Una rapida occhiata ad alcuni recenti lodi arbitrali rivela un comportamento alquanto discutibile, sia da parte dei convenuti che delle parti che chiedono un risarcimento. Solo nell’ultimo anno abbiamo assistito a una serie di sentenze eclatanti che hanno presentato una buona dose di quella che definirei una truffa.

Di certo non avevo mai sentito parlare né della Korek Telecom, con sede in Iraq, né dell’azienda di logistica Agility, con sede in Kuwait, nonostante quest’ultima abbia ricevuto un risarcimento di 1,5 miliardi di sterline in una sentenza del marzo 2023 da un tribunale arbitrale con sede a Dubai. Ma ho visto la litania di tattiche descritte nel documento della sentenza, compreso l’uso di società di intelligence aziendale (in questo caso una società con sede nel Regno Unito chiamata Raedas per conto di Agility) che hanno utilizzato tecniche di indagine piuttosto invasive (ad esempio, l’installazione di dispositivi di tracciamento sulle auto, interviste con i cosiddetti informatori in paesi terzi) al fine di costruire il loro caso.

A onor del vero, gli uomini del collegio arbitrale – e di solito sono sempre tutti uomini – nel caso di Agility affermano di non essersi basati sulle prove di Raedas per giungere alle loro conclusioni, ed è giusto così, visto che gli investigatori di Raedas non riuscivano a raccapezzarsi mentre testimoniavano. Mi chiedo: come sarebbe andata a finire in tribunale? Agility avrebbe anche solo tentato di presentare le prove sotto la luce più severa e il duro scrutinio di una causa?

E questo è il punto.

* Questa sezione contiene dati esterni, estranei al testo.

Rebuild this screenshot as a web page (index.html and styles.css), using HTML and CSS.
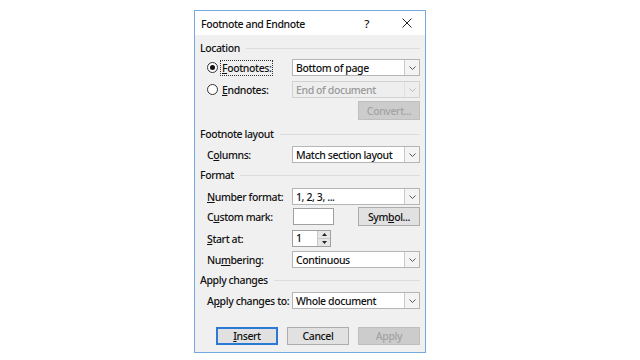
FILE: index.html
```html
<!DOCTYPE html>
<html lang="en">
  <head>
    <meta charset="UTF-8" />
    <meta name="viewport" content="width=device-width, initial-scale=1.0" />
    <title>Footnote and Endnote</title>
    <link rel="stylesheet" href="styles.css">
  </head>
  <body>
    <div class="dialog">
      <div class="titlebar">
        <span class="title">Footnote and Endnote</span>
        <span class="help">?</span>
        <svg class="close" width="10" height="10" viewBox="0 0 10 10">
          <path d="M0.5 0.5 L9.5 9.5 M9.5 0.5 L0.5 9.5" stroke="#222" stroke-width="1" fill="none" />
        </svg>
      </div>
      <div class="content">
        <div class="group">Location<span class="rule"></span></div>
        <div class="row r-foot">
          <label class="radio"><span class="dot checked"></span><span class="focus"><u>F</u>ootnotes:</span></label>
          <div class="combo"><span>Bottom of page</span><span class="drop"><svg width="7" height="4" viewBox="0 0 7 4"><path d="M0.5 0.5 L3.5 3.5 L6.5 0.5" stroke="#555" fill="none" /></svg></span></div>
        </div>
        <div class="row r-end">
          <label class="radio"><span class="dot"></span><span><u>E</u>ndnotes:</span></label>
          <div class="combo disabled"><span>End of document</span><span class="drop"><svg width="7" height="4" viewBox="0 0 7 4"><path d="M0.5 0.5 L3.5 3.5 L6.5 0.5" stroke="#bbb" fill="none" /></svg></span></div>
        </div>
        <div class="row r-conv">
          <span class="btn disabled">Con<u>v</u>ert...</span>
        </div>

        <div class="group g-layout">Footnote layout<span class="rule"></span></div>
        <div class="row r-cols">
          <span class="label">C<u>o</u>lumns:</span>
          <div class="combo"><span>Match section layout</span><span class="drop"><svg width="7" height="4" viewBox="0 0 7 4"><path d="M0.5 0.5 L3.5 3.5 L6.5 0.5" stroke="#555" fill="none" /></svg></span></div>
        </div>

        <div class="group g-format">Format<span class="rule"></span></div>
        <div class="row r-num">
          <span class="label"><u>N</u>umber format:</span>
          <div class="combo"><span>1, 2, 3, ...</span><span class="drop"><svg width="7" height="4" viewBox="0 0 7 4"><path d="M0.5 0.5 L3.5 3.5 L6.5 0.5" stroke="#555" fill="none" /></svg></span></div>
        </div>
        <div class="row r-mark">
          <span class="label">C<u>u</u>stom mark:</span>
          <div class="mark-box"><span class="field"></span><span class="btn">Sym<u>b</u>ol...</span></div>
        </div>
        <div class="row r-start">
          <span class="label"><u>S</u>tart at:</span>
          <div class="control">
            <div class="spin">
              <span class="spin-val">1</span>
              <span class="spin-btns">
                <span class="arrow"><svg width="5" height="3" viewBox="0 0 5 3"><path d="M0 3 L2.5 0 L5 3 Z" fill="#222" /></svg></span>
                <span class="arrow"><svg width="5" height="3" viewBox="0 0 5 3"><path d="M0 0 L2.5 3 L5 0 Z" fill="#222" /></svg></span>
              </span>
            </div>
          </div>
        </div>
        <div class="row r-numbering">
          <span class="label">Nu<u>m</u>bering:</span>
          <div class="combo"><span>Continuous</span><span class="drop"><svg width="7" height="4" viewBox="0 0 7 4"><path d="M0.5 0.5 L3.5 3.5 L6.5 0.5" stroke="#555" fill="none" /></svg></span></div>
        </div>

        <div class="group g-apply">Apply changes<span class="rule"></span></div>
        <div class="row r-apply">
          <span class="label">A<u>p</u>ply changes to:</span>
          <div class="combo"><span>Whole document</span><span class="drop"><svg width="7" height="4" viewBox="0 0 7 4"><path d="M0.5 0.5 L3.5 3.5 L6.5 0.5" stroke="#555" fill="none" /></svg></span></div>
        </div>

        <div class="buttons">
          <span class="btn default"><u>I</u>nsert</span>
          <span class="btn">Cancel</span>
          <span class="btn disabled">Apply</span>
        </div>
      </div>
    </div>
  </body>
</html>
```

FILE: styles.css
```css
body {
  margin: 0;
  background: #fff;
  font-family: "Noto Sans", "Open Sans", sans-serif;
  font-size: 10.5px;
  font-weight: 500;
  letter-spacing: -0.4px;
  color: #111;
  white-space: nowrap;
}
u {
  text-decoration: underline;
  text-underline-offset: 1px;
}
.dialog {
  margin: 10px 0 0 194px;
  width: 230px;
  height: 341px;
  border: 1px solid #76aadf;
  background: #f0f0f0;
}
.titlebar {
  height: 24px;
  background: #fff;
  display: flex;
  align-items: center;
  padding-left: 6px;
}
.title {
  flex: 1;
  font-size: 10.5px;
  padding-top: 1px;
}
.help {
  font-size: 11.5px;
  margin-right: 33px;
}
.close {
  margin-right: 13px;
}
.content {
  padding: 5px 5px 0 5px;
}
.group {
  height: 16px;
  display: flex;
  align-items: center;
}
.rule {
  flex: 1;
  height: 1px;
  background: #dcdcdc;
  margin-left: 6px;
}
.row {
  height: 17px;
  display: flex;
  align-items: center;
  padding-left: 7px;
}
.label,
.radio {
  flex: 1;
  display: flex;
  align-items: center;
}
.dot {
  width: 9px;
  height: 9px;
  border: 1px solid #333;
  border-radius: 50%;
  background: #fff;
  margin-right: 4px;
  display: flex;
  align-items: center;
  justify-content: center;
}
.dot.checked::after {
  content: "";
  width: 5px;
  height: 5px;
  border-radius: 50%;
  background: #111;
}
.focus {
  outline: 1px dotted #333;
  outline-offset: 0;
  padding: 0 1px;
  margin-left: -1px;
}
.combo {
  width: 126px;
  height: 15px;
  border: 1px solid #b5b5b5;
  background: #fff;
  display: flex;
  align-items: center;
}
.combo > span:first-child {
  flex: 1;
  padding-left: 3px;
}
.drop {
  width: 14px;
  height: 15px;
  border-left: 1px solid #c8c8c8;
  background: #f4f4f4;
  display: flex;
  align-items: center;
  justify-content: center;
}
.combo.disabled {
  background: #eeeeee;
  border-color: #d2d2d2;
  color: #999;
}
.combo.disabled .drop {
  background: #eeeeee;
  border-left-color: #e0e0e0;
}
.btn {
  width: 60px;
  height: 17px;
  border: 1px solid #adadad;
  background: #e1e1e1;
  display: flex;
  align-items: center;
  justify-content: center;
}
.btn.disabled {
  background: #cccccc;
  border-color: #bfbfbf;
  color: #a3a3a3;
}
.btn.disabled u {
  text-decoration: none;
}
.btn.default {
  border: 1px solid #2a7ad5;
  box-shadow: inset 0 0 0 1px #2a7ad5;
}
.r-foot { margin-top: 3px; }
.r-end { margin-top: 5px; }
.r-conv {
  margin-top: 3px;
  height: 19px;
  justify-content: flex-end;
}
.r-conv .btn { height: 17px; }
.g-layout { margin-top: 6px; }
.r-cols { margin-top: 4px; }
.g-format { margin-top: 4px; }
.r-num { margin-top: 5px; }
.r-mark { margin-top: 3px; }
.r-start { margin-top: 5px; }
.r-numbering { margin-top: 4px; }
.g-apply { margin-top: 4px; }
.r-apply { margin-top: 4px; }
.mark-box,
.control {
  width: 128px;
  display: flex;
  align-items: center;
}
.mark-box {
  justify-content: space-between;
}
.field {
  width: 39px;
  height: 15px;
  border: 1px solid #a0a0a0;
  background: #fff;
  margin-left: 1px;
}
.spin {
  width: 37px;
  height: 15px;
  border: 1px solid #a0a0a0;
  background: #fff;
  display: flex;
}
.spin-val {
  flex: 1;
  padding-left: 3px;
  line-height: 15px;
}
.spin-btns {
  width: 12px;
  display: flex;
  flex-direction: column;
  border-left: 1px solid #c8c8c8;
}
.arrow {
  flex: 1;
  background: #e6e6e6;
  display: flex;
  align-items: center;
  justify-content: center;
}
.arrow + .arrow {
  border-top: 1px solid #c8c8c8;
}
.buttons {
  margin-top: 18px;
  display: flex;
  justify-content: flex-end;
  gap: 9px;
}
.buttons .btn {
  height: 16px;
}
```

Quando la posta in gioco è alta – che si tratti di 1,5 miliardi di sterline o di 50 miliardi di dollari – e il processo è più breve, più accurato e, soprattutto, privato, gli incentivi si concentrano sempre sull’infrazione delle regole.

Forse è giunto il momento di ripensare al modo migliore per garantire la giustizia nel nostro mondo globalizzato, un mondo che continuerà a presentare ogni sorta di controversia da risolvere.